**REQUIREMENT:** Make an exact copy of the records, with the pictures left out.

**GIVEN RECORDS:**
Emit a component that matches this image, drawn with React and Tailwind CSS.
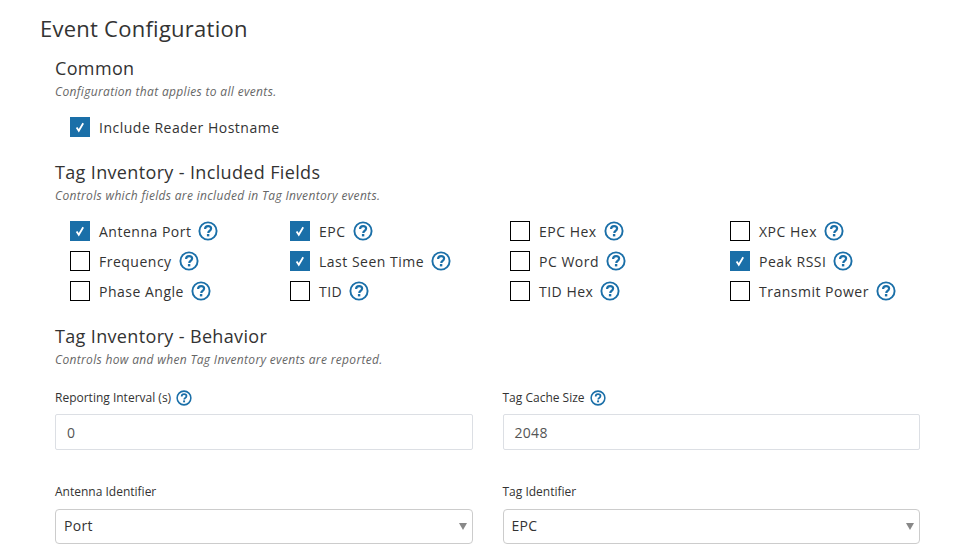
import React from 'react';

const HelpIcon = ({ size = 20 }) => (
  <svg width={size} height={size} viewBox="0 0 20 20" className="shrink-0 text-[#1a6fa8]" fill="none">
    <circle cx="10" cy="10" r="8.6" stroke="currentColor" strokeWidth="1.9" />
    <path d="M7.1 8c0-1.8 1.2-2.9 3-2.9 1.8 0 3 1.1 3 2.5 0 1.3-.8 1.9-1.6 2.4-.8.5-1.2.9-1.2 1.9" stroke="currentColor" strokeWidth="2.2" />
    <rect x="8.9" y="13" width="2.4" height="2.4" fill="currentColor" />
  </svg>
);

const Checkbox = ({ checked }) =>
  checked ? (
    <span className="w-5 h-5 shrink-0 bg-[#1a6fa8] flex items-center justify-center text-white">
      <svg width="20" height="20" viewBox="0 0 20 20" fill="none">
        <path d="M6.6 10.4l2.2 3.4 4.4-7.6" stroke="currentColor" strokeWidth="1.8" />
      </svg>
    </span>
  ) : (
    <span className="w-5 h-5 shrink-0 bg-white border border-black" />
  );

const Field = ({ label, checked, help = true }) => (
  <div className="flex items-center h-[30px]">
    <Checkbox checked={checked} />
    <span className="ml-[9px] mr-[7px] text-[14px] tracking-[0.5px] text-[#333]">{label}</span>
    {help && <HelpIcon />}
  </div>
);

const SectionHead = ({ title, desc }) => (
  <div>
    <h2 className="text-[18px] leading-6 tracking-[0.35px] text-[#333]">{title}</h2>
    <p className="mt-1 text-[12px] leading-4 tracking-[0.33px] italic text-[#666]">{desc}</p>
  </div>
);

const TextField = ({ label, value, help }) => (
  <div>
    <div className="flex items-center h-[22px] gap-[5px] text-[12px] text-[#333]">
      {label}
      {help && <HelpIcon size={16} />}
    </div>
    <div className="mt-[5px] h-9 px-[11px] flex items-center border border-[#dcdfe4] rounded-[2px] text-[14px] tracking-[0.3px] text-[#555]">
      {value}
    </div>
  </div>
);

const SelectField = ({ label, value }) => (
  <div>
    <div className="flex items-center h-5 text-[12px] text-[#333]">{label}</div>
    <div className="mt-[7px] h-[35px] pl-2 pr-[5px] pb-[2px] flex items-center justify-between border border-[#ccc] rounded-[4px] text-[14px] tracking-[0.3px] text-[#333]">
      {value}
      <span className="mt-[2px] w-0 h-0 border-x-[4px] border-x-transparent border-t-[7px] border-t-[#888]" />
    </div>
  </div>
);

const fields = [
  { label: 'Antenna Port', checked: true },
  { label: 'EPC', checked: true },
  { label: 'EPC Hex' },
  { label: 'XPC Hex' },
  { label: 'Frequency' },
  { label: 'Last Seen Time', checked: true },
  { label: 'PC Word' },
  { label: 'Peak RSSI', checked: true },
  { label: 'Phase Angle' },
  { label: 'TID' },
  { label: 'TID Hex' },
  { label: 'Transmit Power' },
];

export default function App() {
  return (
    <div className="w-[960px] h-[560px] overflow-hidden bg-white px-10 pt-[13px] font-['Open_Sans',sans-serif]">
      <h1 className="text-[22px] leading-[30px] tracking-[0.25px] text-[#333]">Event Configuration</h1>
      <div className="pl-[15px]">
        {/* Common */}
        <div className="mt-[13px]">
          <SectionHead title="Common" desc="Configuration that applies to all events." />
          <div className="mt-3 pl-[15px]">
            <Field label="Include Reader Hostname" checked help={false} />
          </div>
        </div>

        {/* Included fields */}
        <div className="mt-[18px]">
          <SectionHead title="Tag Inventory - Included Fields" desc="Controls which fields are included in Tag Inventory events." />
          <div className="mt-3 pl-[15px] grid grid-cols-[220px_220px_220px_190px]">
            {fields.map((f) => (
              <Field key={f.label} label={f.label} checked={f.checked} />
            ))}
          </div>
        </div>

        {/* Behavior */}
        <div className="mt-[18px]">
          <SectionHead title="Tag Inventory - Behavior" desc="Controls how and when Tag Inventory events are reported." />
          <div className="mt-[19px] grid grid-cols-2 gap-x-[30px] gap-y-8">
            <TextField label="Reporting Interval (s)" value="0" help />
            <TextField label="Tag Cache Size" value="2048" help />
            <SelectField label="Antenna Identifier" value="Port" />
            <SelectField label="Tag Identifier" value="EPC" />
          </div>
        </div>
      </div>
    </div>
  );
}
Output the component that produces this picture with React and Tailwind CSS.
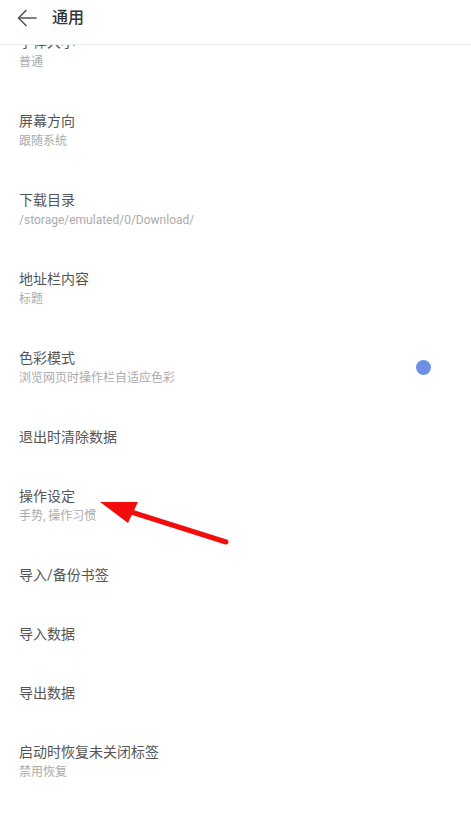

**SOLUTION BELOW:**
Emit a component that matches this image, drawn with React and Tailwind CSS.
import React from 'react';

const HelpIcon = ({ size = 20 }) => (
  <svg width={size} height={size} viewBox="0 0 20 20" className="shrink-0 text-[#1a6fa8]" fill="none">
    <circle cx="10" cy="10" r="8.6" stroke="currentColor" strokeWidth="1.9" />
    <path d="M7.1 8c0-1.8 1.2-2.9 3-2.9 1.8 0 3 1.1 3 2.5 0 1.3-.8 1.9-1.6 2.4-.8.5-1.2.9-1.2 1.9" stroke="currentColor" strokeWidth="2.2" />
    <rect x="8.9" y="13" width="2.4" height="2.4" fill="currentColor" />
  </svg>
);

const Checkbox = ({ checked }) =>
  checked ? (
    <span className="w-5 h-5 shrink-0 bg-[#1a6fa8] flex items-center justify-center text-white">
      <svg width="20" height="20" viewBox="0 0 20 20" fill="none">
        <path d="M6.6 10.4l2.2 3.4 4.4-7.6" stroke="currentColor" strokeWidth="1.8" />
      </svg>
    </span>
  ) : (
    <span className="w-5 h-5 shrink-0 bg-white border border-black" />
  );

const Field = ({ label, checked, help = true }) => (
  <div className="flex items-center h-[30px]">
    <Checkbox checked={checked} />
    <span className="ml-[9px] mr-[7px] text-[14px] tracking-[0.5px] text-[#333]">{label}</span>
    {help && <HelpIcon />}
  </div>
);

const SectionHead = ({ title, desc }) => (
  <div>
    <h2 className="text-[18px] leading-6 tracking-[0.35px] text-[#333]">{title}</h2>
    <p className="mt-1 text-[12px] leading-4 tracking-[0.33px] italic text-[#666]">{desc}</p>
  </div>
);

const TextField = ({ label, value, help }) => (
  <div>
    <div className="flex items-center h-[22px] gap-[5px] text-[12px] text-[#333]">
      {label}
      {help && <HelpIcon size={16} />}
    </div>
    <div className="mt-[5px] h-9 px-[11px] flex items-center border border-[#dcdfe4] rounded-[2px] text-[14px] tracking-[0.3px] text-[#555]">
      {value}
    </div>
  </div>
);

const SelectField = ({ label, value }) => (
  <div>
    <div className="flex items-center h-5 text-[12px] text-[#333]">{label}</div>
    <div className="mt-[7px] h-[35px] pl-2 pr-[5px] pb-[2px] flex items-center justify-between border border-[#ccc] rounded-[4px] text-[14px] tracking-[0.3px] text-[#333]">
      {value}
      <span className="mt-[2px] w-0 h-0 border-x-[4px] border-x-transparent border-t-[7px] border-t-[#888]" />
    </div>
  </div>
);

const fields = [
  { label: 'Antenna Port', checked: true },
  { label: 'EPC', checked: true },
  { label: 'EPC Hex' },
  { label: 'XPC Hex' },
  { label: 'Frequency' },
  { label: 'Last Seen Time', checked: true },
  { label: 'PC Word' },
  { label: 'Peak RSSI', checked: true },
  { label: 'Phase Angle' },
  { label: 'TID' },
  { label: 'TID Hex' },
  { label: 'Transmit Power' },
];

export default function App() {
  return (
    <div className="w-[960px] h-[560px] overflow-hidden bg-white px-10 pt-[13px] font-['Open_Sans',sans-serif]">
      <h1 className="text-[22px] leading-[30px] tracking-[0.25px] text-[#333]">Event Configuration</h1>
      <div className="pl-[15px]">
        {/* Common */}
        <div className="mt-[13px]">
          <SectionHead title="Common" desc="Configuration that applies to all events." />
          <div className="mt-3 pl-[15px]">
            <Field label="Include Reader Hostname" checked help={false} />
          </div>
        </div>

        {/* Included fields */}
        <div className="mt-[18px]">
          <SectionHead title="Tag Inventory - Included Fields" desc="Controls which fields are included in Tag Inventory events." />
          <div className="mt-3 pl-[15px] grid grid-cols-[220px_220px_220px_190px]">
            {fields.map((f) => (
              <Field key={f.label} label={f.label} checked={f.checked} />
            ))}
          </div>
        </div>

        {/* Behavior */}
        <div className="mt-[18px]">
          <SectionHead title="Tag Inventory - Behavior" desc="Controls how and when Tag Inventory events are reported." />
          <div className="mt-[19px] grid grid-cols-2 gap-x-[30px] gap-y-8">
            <TextField label="Reporting Interval (s)" value="0" help />
            <TextField label="Tag Cache Size" value="2048" help />
            <SelectField label="Antenna Identifier" value="Port" />
            <SelectField label="Tag Identifier" value="EPC" />
          </div>
        </div>
      </div>
    </div>
  );
}
Output the component that produces this picture with React and Tailwind CSS.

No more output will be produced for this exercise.